- Set exercise
Copy out the listing that follows exactly, dropping every picture.

** start of Supplied data **

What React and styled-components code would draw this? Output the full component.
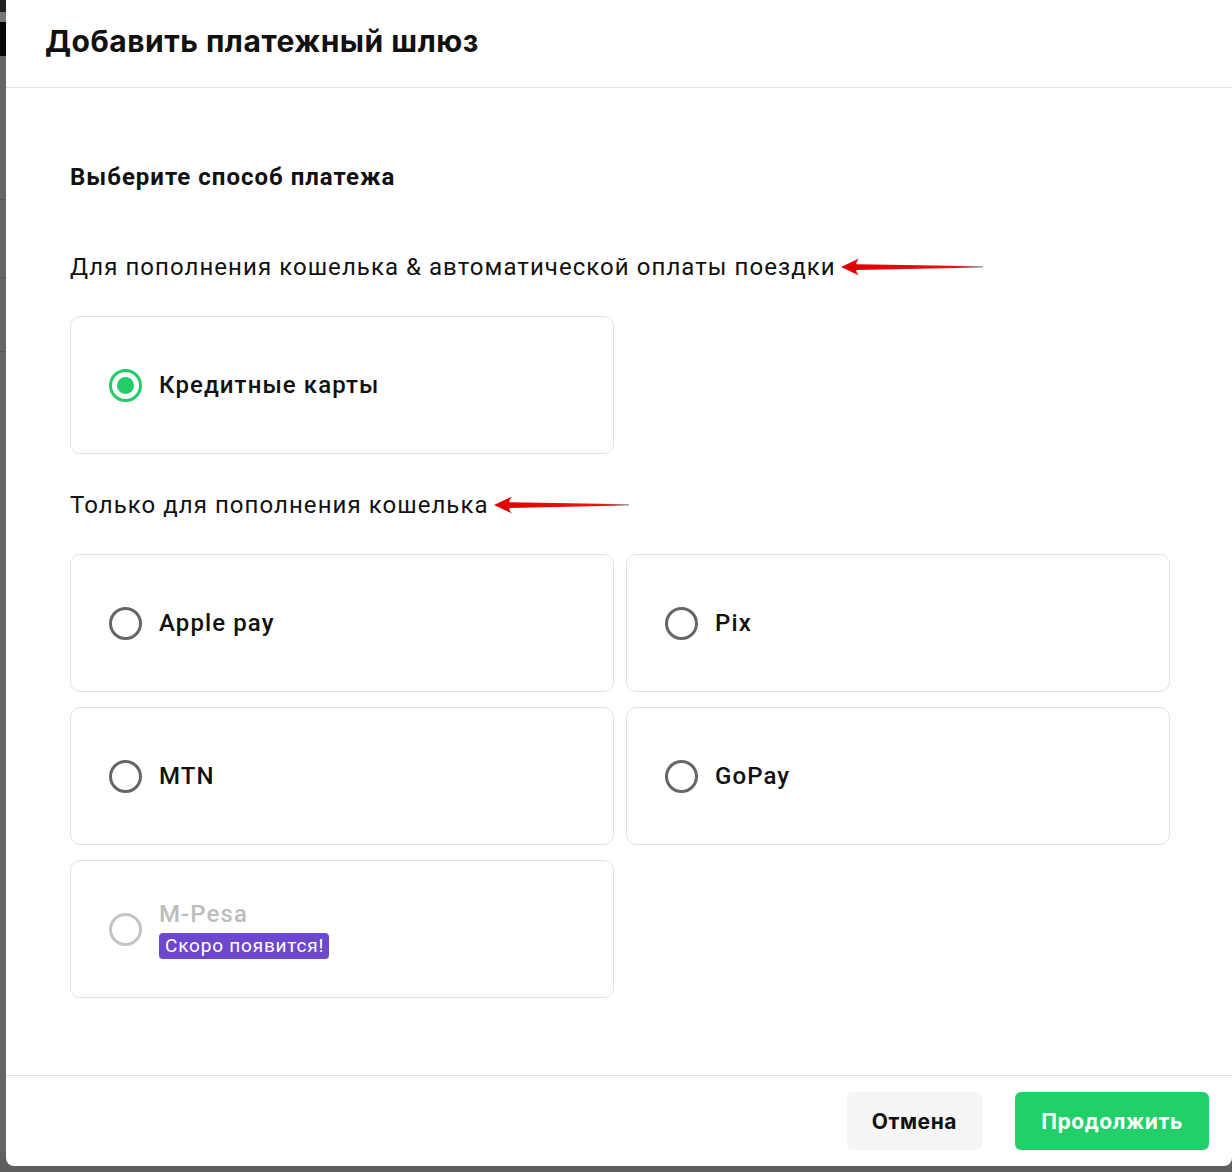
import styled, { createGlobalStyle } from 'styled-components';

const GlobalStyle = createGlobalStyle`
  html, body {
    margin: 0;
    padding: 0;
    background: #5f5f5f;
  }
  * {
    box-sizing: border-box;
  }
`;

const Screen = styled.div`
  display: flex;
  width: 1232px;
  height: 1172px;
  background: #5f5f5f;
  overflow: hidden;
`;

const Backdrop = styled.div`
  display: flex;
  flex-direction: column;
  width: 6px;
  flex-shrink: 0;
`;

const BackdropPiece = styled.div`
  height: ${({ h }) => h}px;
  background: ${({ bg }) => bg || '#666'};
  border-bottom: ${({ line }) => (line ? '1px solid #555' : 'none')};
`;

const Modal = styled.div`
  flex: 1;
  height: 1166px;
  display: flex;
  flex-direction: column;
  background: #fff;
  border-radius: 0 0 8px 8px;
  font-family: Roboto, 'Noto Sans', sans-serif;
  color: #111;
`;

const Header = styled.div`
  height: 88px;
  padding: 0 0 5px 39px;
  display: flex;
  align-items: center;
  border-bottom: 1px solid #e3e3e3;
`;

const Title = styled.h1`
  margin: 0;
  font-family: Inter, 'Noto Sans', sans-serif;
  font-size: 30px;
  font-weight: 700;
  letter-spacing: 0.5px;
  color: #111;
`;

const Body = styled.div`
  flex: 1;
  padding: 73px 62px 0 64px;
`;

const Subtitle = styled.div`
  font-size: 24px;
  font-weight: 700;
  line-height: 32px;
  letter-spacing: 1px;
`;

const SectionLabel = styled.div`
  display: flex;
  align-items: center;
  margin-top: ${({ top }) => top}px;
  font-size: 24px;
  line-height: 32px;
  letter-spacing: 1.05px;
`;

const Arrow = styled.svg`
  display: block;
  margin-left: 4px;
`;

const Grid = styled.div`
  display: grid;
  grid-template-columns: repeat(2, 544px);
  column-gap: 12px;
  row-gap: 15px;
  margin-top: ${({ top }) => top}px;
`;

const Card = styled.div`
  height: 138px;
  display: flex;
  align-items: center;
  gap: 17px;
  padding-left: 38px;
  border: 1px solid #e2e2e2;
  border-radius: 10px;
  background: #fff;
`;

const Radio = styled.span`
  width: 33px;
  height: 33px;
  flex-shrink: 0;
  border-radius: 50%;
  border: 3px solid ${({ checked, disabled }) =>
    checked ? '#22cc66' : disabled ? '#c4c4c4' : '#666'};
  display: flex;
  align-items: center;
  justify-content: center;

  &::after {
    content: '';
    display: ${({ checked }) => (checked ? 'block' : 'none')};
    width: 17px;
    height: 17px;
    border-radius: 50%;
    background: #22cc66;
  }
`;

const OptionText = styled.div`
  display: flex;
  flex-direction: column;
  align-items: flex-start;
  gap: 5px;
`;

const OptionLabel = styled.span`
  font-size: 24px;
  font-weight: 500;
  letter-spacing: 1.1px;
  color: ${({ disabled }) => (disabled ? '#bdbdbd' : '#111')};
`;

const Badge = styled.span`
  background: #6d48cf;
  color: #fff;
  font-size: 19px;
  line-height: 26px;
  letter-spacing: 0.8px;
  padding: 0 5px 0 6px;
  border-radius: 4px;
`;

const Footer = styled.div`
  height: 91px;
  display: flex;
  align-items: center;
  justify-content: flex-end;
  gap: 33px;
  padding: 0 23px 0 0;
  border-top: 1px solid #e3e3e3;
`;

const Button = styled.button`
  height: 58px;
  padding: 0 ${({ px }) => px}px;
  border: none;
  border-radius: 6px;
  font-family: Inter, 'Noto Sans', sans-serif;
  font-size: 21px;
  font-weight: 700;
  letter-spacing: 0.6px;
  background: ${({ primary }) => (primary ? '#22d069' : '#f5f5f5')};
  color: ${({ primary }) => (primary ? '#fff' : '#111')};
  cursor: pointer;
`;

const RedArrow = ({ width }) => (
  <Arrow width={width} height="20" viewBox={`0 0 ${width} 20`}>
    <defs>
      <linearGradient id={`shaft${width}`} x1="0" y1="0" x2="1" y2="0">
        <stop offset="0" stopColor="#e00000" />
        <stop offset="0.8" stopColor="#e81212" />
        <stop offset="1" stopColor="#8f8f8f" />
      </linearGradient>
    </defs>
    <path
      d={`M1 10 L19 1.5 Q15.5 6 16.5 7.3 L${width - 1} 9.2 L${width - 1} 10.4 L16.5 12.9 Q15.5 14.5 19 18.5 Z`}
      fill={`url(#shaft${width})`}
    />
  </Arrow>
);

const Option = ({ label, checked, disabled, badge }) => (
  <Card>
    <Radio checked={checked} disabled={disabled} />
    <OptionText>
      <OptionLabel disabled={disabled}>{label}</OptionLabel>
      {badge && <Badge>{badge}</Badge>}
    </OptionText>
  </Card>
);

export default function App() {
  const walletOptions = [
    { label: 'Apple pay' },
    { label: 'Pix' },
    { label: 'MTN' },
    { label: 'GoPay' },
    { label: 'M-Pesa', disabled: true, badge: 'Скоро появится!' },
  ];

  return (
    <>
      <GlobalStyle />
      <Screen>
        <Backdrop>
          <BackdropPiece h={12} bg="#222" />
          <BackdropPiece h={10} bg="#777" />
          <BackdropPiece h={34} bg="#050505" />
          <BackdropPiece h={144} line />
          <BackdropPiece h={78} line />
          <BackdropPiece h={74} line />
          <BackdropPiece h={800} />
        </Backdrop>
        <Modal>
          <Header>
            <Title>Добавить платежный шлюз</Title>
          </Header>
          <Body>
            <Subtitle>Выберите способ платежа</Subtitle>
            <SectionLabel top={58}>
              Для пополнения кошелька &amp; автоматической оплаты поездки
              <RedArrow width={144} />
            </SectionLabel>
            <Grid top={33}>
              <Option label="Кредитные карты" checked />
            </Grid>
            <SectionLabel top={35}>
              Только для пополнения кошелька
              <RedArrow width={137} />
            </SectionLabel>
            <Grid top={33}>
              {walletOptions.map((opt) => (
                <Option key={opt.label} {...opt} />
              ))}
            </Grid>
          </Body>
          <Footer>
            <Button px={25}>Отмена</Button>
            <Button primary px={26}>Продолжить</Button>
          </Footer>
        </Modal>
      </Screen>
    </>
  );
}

** end of Supplied data **

- Problem solution
What React and styled-components code would draw this? Output the full component.
import styled, { createGlobalStyle } from 'styled-components';

const GlobalStyle = createGlobalStyle`
  html, body {
    margin: 0;
    padding: 0;
    background: #5f5f5f;
  }
  * {
    box-sizing: border-box;
  }
`;

const Screen = styled.div`
  display: flex;
  width: 1232px;
  height: 1172px;
  background: #5f5f5f;
  overflow: hidden;
`;

const Backdrop = styled.div`
  display: flex;
  flex-direction: column;
  width: 6px;
  flex-shrink: 0;
`;

const BackdropPiece = styled.div`
  height: ${({ h }) => h}px;
  background: ${({ bg }) => bg || '#666'};
  border-bottom: ${({ line }) => (line ? '1px solid #555' : 'none')};
`;

const Modal = styled.div`
  flex: 1;
  height: 1166px;
  display: flex;
  flex-direction: column;
  background: #fff;
  border-radius: 0 0 8px 8px;
  font-family: Roboto, 'Noto Sans', sans-serif;
  color: #111;
`;

const Header = styled.div`
  height: 88px;
  padding: 0 0 5px 39px;
  display: flex;
  align-items: center;
  border-bottom: 1px solid #e3e3e3;
`;

const Title = styled.h1`
  margin: 0;
  font-family: Inter, 'Noto Sans', sans-serif;
  font-size: 30px;
  font-weight: 700;
  letter-spacing: 0.5px;
  color: #111;
`;

const Body = styled.div`
  flex: 1;
  padding: 73px 62px 0 64px;
`;

const Subtitle = styled.div`
  font-size: 24px;
  font-weight: 700;
  line-height: 32px;
  letter-spacing: 1px;
`;

const SectionLabel = styled.div`
  display: flex;
  align-items: center;
  margin-top: ${({ top }) => top}px;
  font-size: 24px;
  line-height: 32px;
  letter-spacing: 1.05px;
`;

const Arrow = styled.svg`
  display: block;
  margin-left: 4px;
`;

const Grid = styled.div`
  display: grid;
  grid-template-columns: repeat(2, 544px);
  column-gap: 12px;
  row-gap: 15px;
  margin-top: ${({ top }) => top}px;
`;

const Card = styled.div`
  height: 138px;
  display: flex;
  align-items: center;
  gap: 17px;
  padding-left: 38px;
  border: 1px solid #e2e2e2;
  border-radius: 10px;
  background: #fff;
`;

const Radio = styled.span`
  width: 33px;
  height: 33px;
  flex-shrink: 0;
  border-radius: 50%;
  border: 3px solid ${({ checked, disabled }) =>
    checked ? '#22cc66' : disabled ? '#c4c4c4' : '#666'};
  display: flex;
  align-items: center;
  justify-content: center;

  &::after {
    content: '';
    display: ${({ checked }) => (checked ? 'block' : 'none')};
    width: 17px;
    height: 17px;
    border-radius: 50%;
    background: #22cc66;
  }
`;

const OptionText = styled.div`
  display: flex;
  flex-direction: column;
  align-items: flex-start;
  gap: 5px;
`;

const OptionLabel = styled.span`
  font-size: 24px;
  font-weight: 500;
  letter-spacing: 1.1px;
  color: ${({ disabled }) => (disabled ? '#bdbdbd' : '#111')};
`;

const Badge = styled.span`
  background: #6d48cf;
  color: #fff;
  font-size: 19px;
  line-height: 26px;
  letter-spacing: 0.8px;
  padding: 0 5px 0 6px;
  border-radius: 4px;
`;

const Footer = styled.div`
  height: 91px;
  display: flex;
  align-items: center;
  justify-content: flex-end;
  gap: 33px;
  padding: 0 23px 0 0;
  border-top: 1px solid #e3e3e3;
`;

const Button = styled.button`
  height: 58px;
  padding: 0 ${({ px }) => px}px;
  border: none;
  border-radius: 6px;
  font-family: Inter, 'Noto Sans', sans-serif;
  font-size: 21px;
  font-weight: 700;
  letter-spacing: 0.6px;
  background: ${({ primary }) => (primary ? '#22d069' : '#f5f5f5')};
  color: ${({ primary }) => (primary ? '#fff' : '#111')};
  cursor: pointer;
`;

const RedArrow = ({ width }) => (
  <Arrow width={width} height="20" viewBox={`0 0 ${width} 20`}>
    <defs>
      <linearGradient id={`shaft${width}`} x1="0" y1="0" x2="1" y2="0">
        <stop offset="0" stopColor="#e00000" />
        <stop offset="0.8" stopColor="#e81212" />
        <stop offset="1" stopColor="#8f8f8f" />
      </linearGradient>
    </defs>
    <path
      d={`M1 10 L19 1.5 Q15.5 6 16.5 7.3 L${width - 1} 9.2 L${width - 1} 10.4 L16.5 12.9 Q15.5 14.5 19 18.5 Z`}
      fill={`url(#shaft${width})`}
    />
  </Arrow>
);

const Option = ({ label, checked, disabled, badge }) => (
  <Card>
    <Radio checked={checked} disabled={disabled} />
    <OptionText>
      <OptionLabel disabled={disabled}>{label}</OptionLabel>
      {badge && <Badge>{badge}</Badge>}
    </OptionText>
  </Card>
);

export default function App() {
  const walletOptions = [
    { label: 'Apple pay' },
    { label: 'Pix' },
    { label: 'MTN' },
    { label: 'GoPay' },
    { label: 'M-Pesa', disabled: true, badge: 'Скоро появится!' },
  ];

  return (
    <>
      <GlobalStyle />
      <Screen>
        <Backdrop>
          <BackdropPiece h={12} bg="#222" />
          <BackdropPiece h={10} bg="#777" />
          <BackdropPiece h={34} bg="#050505" />
          <BackdropPiece h={144} line />
          <BackdropPiece h={78} line />
          <BackdropPiece h={74} line />
          <BackdropPiece h={800} />
        </Backdrop>
        <Modal>
          <Header>
            <Title>Добавить платежный шлюз</Title>
          </Header>
          <Body>
            <Subtitle>Выберите способ платежа</Subtitle>
            <SectionLabel top={58}>
              Для пополнения кошелька &amp; автоматической оплаты поездки
              <RedArrow width={144} />
            </SectionLabel>
            <Grid top={33}>
              <Option label="Кредитные карты" checked />
            </Grid>
            <SectionLabel top={35}>
              Только для пополнения кошелька
              <RedArrow width={137} />
            </SectionLabel>
            <Grid top={33}>
              {walletOptions.map((opt) => (
                <Option key={opt.label} {...opt} />
              ))}
            </Grid>
          </Body>
          <Footer>
            <Button px={25}>Отмена</Button>
            <Button primary px={26}>Продолжить</Button>
          </Footer>
        </Modal>
      </Screen>
    </>
  );
}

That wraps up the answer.